* [Prompt]: Repeat what the lines below say, word for word, and skip every image.

* [Available data]:
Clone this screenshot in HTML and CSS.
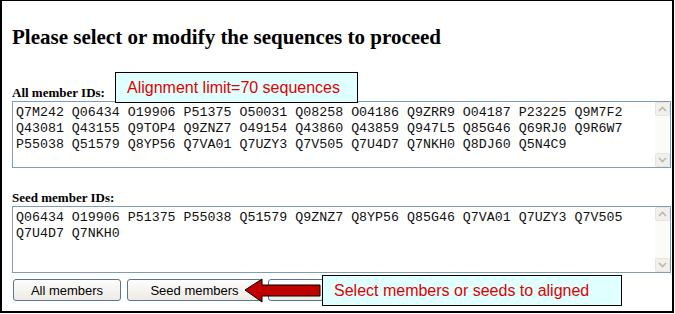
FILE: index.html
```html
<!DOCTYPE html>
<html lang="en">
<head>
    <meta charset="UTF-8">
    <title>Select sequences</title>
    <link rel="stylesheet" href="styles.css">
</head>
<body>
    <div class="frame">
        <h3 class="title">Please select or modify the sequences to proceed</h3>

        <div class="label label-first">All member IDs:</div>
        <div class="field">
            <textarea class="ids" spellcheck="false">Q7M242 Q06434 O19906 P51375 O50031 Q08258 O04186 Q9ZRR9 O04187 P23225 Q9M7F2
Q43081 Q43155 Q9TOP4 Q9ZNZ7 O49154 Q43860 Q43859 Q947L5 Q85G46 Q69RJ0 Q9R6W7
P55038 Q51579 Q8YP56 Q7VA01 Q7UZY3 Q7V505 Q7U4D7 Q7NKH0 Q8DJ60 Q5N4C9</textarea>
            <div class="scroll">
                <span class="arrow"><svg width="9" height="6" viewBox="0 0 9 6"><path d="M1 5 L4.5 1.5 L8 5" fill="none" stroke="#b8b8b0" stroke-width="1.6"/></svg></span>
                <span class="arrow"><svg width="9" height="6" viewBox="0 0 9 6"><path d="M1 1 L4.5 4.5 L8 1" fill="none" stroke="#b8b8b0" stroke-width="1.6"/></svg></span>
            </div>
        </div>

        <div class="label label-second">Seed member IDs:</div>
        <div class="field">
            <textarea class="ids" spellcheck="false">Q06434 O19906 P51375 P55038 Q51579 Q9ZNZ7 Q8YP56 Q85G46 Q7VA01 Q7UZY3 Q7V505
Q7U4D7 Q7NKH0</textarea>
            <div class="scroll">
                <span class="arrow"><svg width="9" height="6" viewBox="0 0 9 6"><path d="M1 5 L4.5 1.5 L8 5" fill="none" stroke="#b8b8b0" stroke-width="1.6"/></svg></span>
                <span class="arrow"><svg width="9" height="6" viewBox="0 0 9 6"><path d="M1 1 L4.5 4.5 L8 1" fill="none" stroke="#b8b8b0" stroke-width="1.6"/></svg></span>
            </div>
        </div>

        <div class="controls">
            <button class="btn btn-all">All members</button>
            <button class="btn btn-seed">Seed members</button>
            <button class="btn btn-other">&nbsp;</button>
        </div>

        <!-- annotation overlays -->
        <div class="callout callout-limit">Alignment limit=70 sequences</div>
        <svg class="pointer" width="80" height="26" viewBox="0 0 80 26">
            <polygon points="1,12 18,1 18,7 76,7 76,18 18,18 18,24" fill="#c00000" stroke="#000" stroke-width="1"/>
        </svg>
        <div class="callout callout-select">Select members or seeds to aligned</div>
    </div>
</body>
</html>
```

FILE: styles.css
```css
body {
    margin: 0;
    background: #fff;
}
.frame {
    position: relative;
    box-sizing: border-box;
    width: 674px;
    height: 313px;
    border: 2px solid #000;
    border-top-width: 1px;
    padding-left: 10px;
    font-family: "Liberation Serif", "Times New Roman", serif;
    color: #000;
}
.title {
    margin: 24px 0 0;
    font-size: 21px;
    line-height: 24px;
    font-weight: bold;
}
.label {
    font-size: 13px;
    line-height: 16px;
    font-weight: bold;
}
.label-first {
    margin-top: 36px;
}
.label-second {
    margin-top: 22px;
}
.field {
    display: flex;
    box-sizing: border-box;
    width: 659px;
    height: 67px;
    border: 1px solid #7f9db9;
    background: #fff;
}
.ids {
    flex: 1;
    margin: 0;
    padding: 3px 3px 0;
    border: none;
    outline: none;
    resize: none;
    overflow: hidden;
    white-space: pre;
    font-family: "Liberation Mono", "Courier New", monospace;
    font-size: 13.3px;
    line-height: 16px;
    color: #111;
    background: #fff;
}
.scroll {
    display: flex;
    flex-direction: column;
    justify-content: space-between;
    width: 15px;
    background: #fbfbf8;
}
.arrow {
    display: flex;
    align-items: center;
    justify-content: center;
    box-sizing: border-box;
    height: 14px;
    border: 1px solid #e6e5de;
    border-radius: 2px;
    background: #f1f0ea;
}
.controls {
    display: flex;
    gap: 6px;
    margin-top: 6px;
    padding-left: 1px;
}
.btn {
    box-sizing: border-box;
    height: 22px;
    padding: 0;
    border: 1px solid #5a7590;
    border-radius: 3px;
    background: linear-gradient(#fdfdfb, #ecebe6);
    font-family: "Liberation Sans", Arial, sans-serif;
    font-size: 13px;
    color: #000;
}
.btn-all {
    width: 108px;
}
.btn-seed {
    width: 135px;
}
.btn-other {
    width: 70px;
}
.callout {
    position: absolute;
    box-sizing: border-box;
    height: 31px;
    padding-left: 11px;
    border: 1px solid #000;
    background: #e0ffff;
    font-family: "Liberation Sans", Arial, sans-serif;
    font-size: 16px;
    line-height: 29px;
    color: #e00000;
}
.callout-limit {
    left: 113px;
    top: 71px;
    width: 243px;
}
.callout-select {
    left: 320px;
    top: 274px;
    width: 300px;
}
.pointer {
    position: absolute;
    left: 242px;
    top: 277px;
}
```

* [Solution for this problem]:
Clone this screenshot in HTML and CSS.
FILE: index.html
```html
<!DOCTYPE html>
<html lang="en">
<head>
    <meta charset="UTF-8">
    <title>Select sequences</title>
    <link rel="stylesheet" href="styles.css">
</head>
<body>
    <div class="frame">
        <h3 class="title">Please select or modify the sequences to proceed</h3>

        <div class="label label-first">All member IDs:</div>
        <div class="field">
            <textarea class="ids" spellcheck="false">Q7M242 Q06434 O19906 P51375 O50031 Q08258 O04186 Q9ZRR9 O04187 P23225 Q9M7F2
Q43081 Q43155 Q9TOP4 Q9ZNZ7 O49154 Q43860 Q43859 Q947L5 Q85G46 Q69RJ0 Q9R6W7
P55038 Q51579 Q8YP56 Q7VA01 Q7UZY3 Q7V505 Q7U4D7 Q7NKH0 Q8DJ60 Q5N4C9</textarea>
            <div class="scroll">
                <span class="arrow"><svg width="9" height="6" viewBox="0 0 9 6"><path d="M1 5 L4.5 1.5 L8 5" fill="none" stroke="#b8b8b0" stroke-width="1.6"/></svg></span>
                <span class="arrow"><svg width="9" height="6" viewBox="0 0 9 6"><path d="M1 1 L4.5 4.5 L8 1" fill="none" stroke="#b8b8b0" stroke-width="1.6"/></svg></span>
            </div>
        </div>

        <div class="label label-second">Seed member IDs:</div>
        <div class="field">
            <textarea class="ids" spellcheck="false">Q06434 O19906 P51375 P55038 Q51579 Q9ZNZ7 Q8YP56 Q85G46 Q7VA01 Q7UZY3 Q7V505
Q7U4D7 Q7NKH0</textarea>
            <div class="scroll">
                <span class="arrow"><svg width="9" height="6" viewBox="0 0 9 6"><path d="M1 5 L4.5 1.5 L8 5" fill="none" stroke="#b8b8b0" stroke-width="1.6"/></svg></span>
                <span class="arrow"><svg width="9" height="6" viewBox="0 0 9 6"><path d="M1 1 L4.5 4.5 L8 1" fill="none" stroke="#b8b8b0" stroke-width="1.6"/></svg></span>
            </div>
        </div>

        <div class="controls">
            <button class="btn btn-all">All members</button>
            <button class="btn btn-seed">Seed members</button>
            <button class="btn btn-other">&nbsp;</button>
        </div>

        <!-- annotation overlays -->
        <div class="callout callout-limit">Alignment limit=70 sequences</div>
        <svg class="pointer" width="80" height="26" viewBox="0 0 80 26">
            <polygon points="1,12 18,1 18,7 76,7 76,18 18,18 18,24" fill="#c00000" stroke="#000" stroke-width="1"/>
        </svg>
        <div class="callout callout-select">Select members or seeds to aligned</div>
    </div>
</body>
</html>
```

FILE: styles.css
```css
body {
    margin: 0;
    background: #fff;
}
.frame {
    position: relative;
    box-sizing: border-box;
    width: 674px;
    height: 313px;
    border: 2px solid #000;
    border-top-width: 1px;
    padding-left: 10px;
    font-family: "Liberation Serif", "Times New Roman", serif;
    color: #000;
}
.title {
    margin: 24px 0 0;
    font-size: 21px;
    line-height: 24px;
    font-weight: bold;
}
.label {
    font-size: 13px;
    line-height: 16px;
    font-weight: bold;
}
.label-first {
    margin-top: 36px;
}
.label-second {
    margin-top: 22px;
}
.field {
    display: flex;
    box-sizing: border-box;
    width: 659px;
    height: 67px;
    border: 1px solid #7f9db9;
    background: #fff;
}
.ids {
    flex: 1;
    margin: 0;
    padding: 3px 3px 0;
    border: none;
    outline: none;
    resize: none;
    overflow: hidden;
    white-space: pre;
    font-family: "Liberation Mono", "Courier New", monospace;
    font-size: 13.3px;
    line-height: 16px;
    color: #111;
    background: #fff;
}
.scroll {
    display: flex;
    flex-direction: column;
    justify-content: space-between;
    width: 15px;
    background: #fbfbf8;
}
.arrow {
    display: flex;
    align-items: center;
    justify-content: center;
    box-sizing: border-box;
    height: 14px;
    border: 1px solid #e6e5de;
    border-radius: 2px;
    background: #f1f0ea;
}
.controls {
    display: flex;
    gap: 6px;
    margin-top: 6px;
    padding-left: 1px;
}
.btn {
    box-sizing: border-box;
    height: 22px;
    padding: 0;
    border: 1px solid #5a7590;
    border-radius: 3px;
    background: linear-gradient(#fdfdfb, #ecebe6);
    font-family: "Liberation Sans", Arial, sans-serif;
    font-size: 13px;
    color: #000;
}
.btn-all {
    width: 108px;
}
.btn-seed {
    width: 135px;
}
.btn-other {
    width: 70px;
}
.callout {
    position: absolute;
    box-sizing: border-box;
    height: 31px;
    padding-left: 11px;
    border: 1px solid #000;
    background: #e0ffff;
    font-family: "Liberation Sans", Arial, sans-serif;
    font-size: 16px;
    line-height: 29px;
    color: #e00000;
}
.callout-limit {
    left: 113px;
    top: 71px;
    width: 243px;
}
.callout-select {
    left: 320px;
    top: 274px;
    width: 300px;
}
.pointer {
    position: absolute;
    left: 242px;
    top: 277px;
}
```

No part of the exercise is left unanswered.